Connections Prevent Burnout
Connections matter. Connecting to our purpose, to our mission, to what we find meaningful in life, serves as protection against burnout.
When we are disconnected, our risk of burnout increases.
There are three key connections we can foster to reduce the risk of burnout – connections to self and colleagues, connections to patients, and connections to our organizational leaders. Fortuitously, these three connections align with the three components of the Stanford WellMD professional fulfillment model:
· Personal resilience aligns with connections to self and colleagues
· Efficiency of practice aligns with connections to our patients
· Culture of wellness aligns with connections to our organizational leaders
Stick with me here and I’ll explain.
Personal Resilience and Connections to self and colleagues
Clinicians are by nature highly resilient. The root cause of clinician burnout is not inadequate resilience. As Maslach and Leiter say, “Burnout is a sign of major dysfunction within an organization and says more about the workplace than it does about the employees.”
That said, we have a long way to go to fix the dysfunction in our healthcare organizations, and this will take time. While we are fixing things, we need to enhance our personal resilience. Taking care of ourselves and each other is vital. Self care includes basic human needs like eating, hydrating, using the bathroom, getting enough sleep, and yoga/meditation. Caring for each other includes formal activities like a wellness group and informal activities like just hanging out, both of which provide the opportunity to share our stories, our fears, our successes, and our joys.
All of these are harder to do in the throes of the pandemic, yet this is the time we need them more than ever. As individual clinicians, and as the managers and leaders whose job it is to support them, we should not de-emphasize support for clinician resilience in these challenging times.
Efficiency of Practice and Connections to Patients
The term “Efficiency of Practice” can be a hot button for some clinicians who hear this and think, “They want me to do EVEN MORE when I’m already stretched too thin!”
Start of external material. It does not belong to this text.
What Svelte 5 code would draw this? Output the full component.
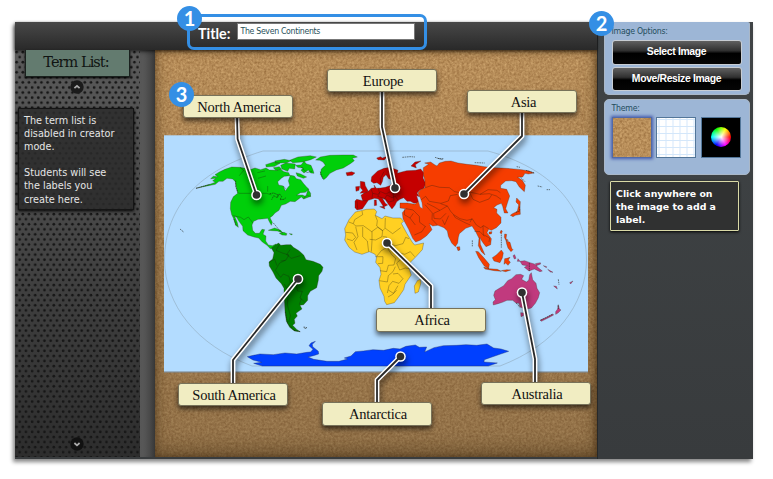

I think of it differently. I think of improving efficiency as removing inefficiency. Think of all the barriers and frustrations that keep clinicians from connecting to a patient:
The data-entry burden
Manually entering passwords
The worthless prior authorizations
The meaningless best practice pop-ups
Trips to the printer when it’s out of paper
Searching for a supply that was not in the place it’s supposed to be
I could go on . . .
These eat away at valuable time that should be spent directly connecting with our patient. They take away 50% or more of the time a clinician could be face-to-face with their patient in a 15 – 20 minute appointment. By removing those barriers and frustrations, we increase the meaningful time during which we connect with our patients and decrease pajama time - word done after the work day is over.
Most organizations are overflowing with opportunities to change workflows and remove those barriers and frustrations. During these challenging times, we should be emphasizing opportunities to remove waste and increase the capacity for clinicians to connect to patients. This reduces the work overload that drives burnout.
Culture of wellness aligns with connections to our organizational leaders
Leadership matters. Better leadership reduces burnout in those they lead. That said, leadership is hard, especially in these challenging times. Just at the time people need more communication, clarity, and support, leaders are stretched thin with less time to communicate, uncertain about conditions and recommendations that are rapidly changing, and are stressed personally themselves.
Many leaders feel as though they need to have all the answers when there are far more questions, and today’s answer may change tomorrow, raising the risk of appearing insincere or uninformed.
It’s actually OK to not have the answers when there are none. What matters is honesty. Clinicians are sophisticated, intelligent, and mature. (We may not always act like it when under stress, but trust me on this one.)
Clinicians appreciate leaders who are honest about uncertainty, and if leaders approach clinicians as respected colleagues, clinicians will become allies in dealing with challenges and solving problems. It’s easy for leaders to fall into the trap of thinking they have to have all the answers. They don’t. Leaders connect with their front line clinicians when they work together, creating a culture of trust and wellness that reduces cynicism and burnout.
We can reduce burnout and enhance professional fulfillment when we focus on improving connections:
· Connections with ourselves and our colleagues
· Connections with our patients
· Connections between front line clinicians and organizational leaders
Our lives are meaningful. Enhancing these connections deepens the meaning in our lives and reduces the suffering of burnout. I encourage you to pursue these connections in your work.